VALÈNCIA. Cenábamos en un diminuto restaurante italiano, apenas seis mesas. En los postres, justo a mi espalda, una silla cayó al suelo al levantarse alguien bruscamente y una voz de mujer exclamó: «Eres un grandísimo hijo de puta». Era una pareja con bastante diferencia de edad. Ella tendría unos treinta y tantos. Él rondaba la edad legal de jubilación. Vestían de forma muy diferente: ropa juvenil y mechones de color azul en el pelo de la chica, frente al estilo clásico del caballero. Tras el insulto lanzado con una carga letal de desprecio, como un escupitajo a la cara, ella salió del local y él, cabizbajo, se levantó a pagar.
Nuestra conversación previa, interrumpida, quedó olvidada y en cuanto ambos desaparecieron de escena intentamos adivinar qué podía haber pasado entre ellos. ¿Eran padre e hija, profesor y antigua alumna, o se habían encontrado en Tinder? ¿Era ella la novia del heredero de la empresa familiar? La cena acabó con suposiciones más tabús que el juego de mesa original con el que nos divertíamos hace años.
Imaginar la historia detrás del exabrupto desembocó en un diálogo muy interesante y entretenido al estimular esa pulsión tan humana al cotilleo y el voyerismo con la que cuenta Anatomía de una caída, una de esas películas abiertas a las interpretaciones ideales para los clubes de debate cinematográfico. ¿Mató ella al marido? A pesar de la sentencia judicial con la que finaliza el largometraje —bien largo, más de dos horas y media—, la duda persiste porque el excelente guion oculta en todo momento la caída a la que alude de forma explícita el título y muestra la otra caída, la del matrimonio, con fragmentos escogidos del día a día de una familia que salen a la luz brutal e impúdicamente durante el juicio.

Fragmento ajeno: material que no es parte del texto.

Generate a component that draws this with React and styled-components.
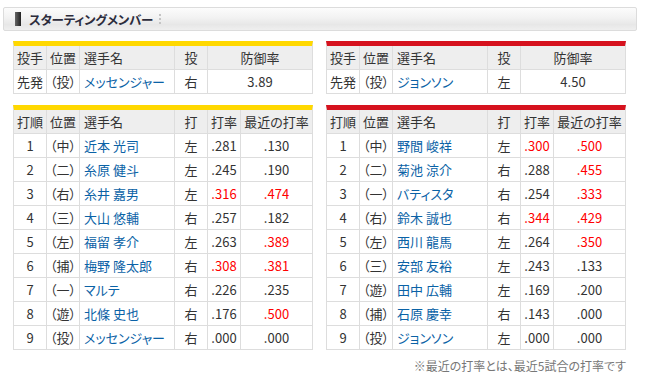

Justine Triet quería hablar del fin de un matrimonio y de la duda, porque no es posible conocer la verdad de lo que sucede entre dos personas
Al dejar abierta la autopsia la posibilidad de accidente, suicidio o intervención de un tercero, la esposa se convierte en la única sospechosa, pero sin pruebas físicas definitivas, el fiscal se centra en intentar demostrar que la acusada es mala persona y peor esposa, muy capaz de asesinar al marido, aunque ni siquiera se moleste en hacer ver el siempre necesario móvil: la razón por la que lo mató en vez de divorciarse.
Aparte del arrebato homicida, no parece haber motivo. Pero ella es extranjera, fría, bisexual, infiel y una escritora reconocida, aspecto este último importante, porque el difunto quería serlo también, pero no lo conseguía. Es más, según la acusación, ella le robó una idea que acabó en uno de sus famosos libros en los que mezcla realidad y ficción. Se leen párrafos de las novelas como pruebas de culpabilidad del mismo modo que vio hacer la directora Justine Triet en juicios a escritores a los que asistió.
La película francesa, que burdamente ejecutada pudiera haber sido un telefilme de tarde de un domingo cualquiera, combina a la perfección el interés por atisbar la intimidad de una pareja, el drama familiar y la intriga de las historias de asesinatos y juicios. Con esa mezcla de géneros con gancho, la lectura feminista y la nula complacencia, consiguió la Palma de Oro en el festival de Cannes y dejó a La sociedad de la nieve de J.J. Bayona sin premio a Mejor Película Europea ni Globo de Oro a la mejor de habla no inglesa.
La directora francesa quería hablar del fin de un matrimonio y de la duda, porque no es posible conocer nunca la verdad verdadera de lo que sucede entre dos personas, ni siquiera escuchando un audio grabado a escondidas, solo una minúscula fracción de una realidad. Y por si acaso, Justine Triet recalca en cada entrevista que el guion que escribió con su pareja durante el confinamiento no está basado en ellos. Pura ficción. Con esta hay que conformarse para zambullirnos en la intimidad ajena.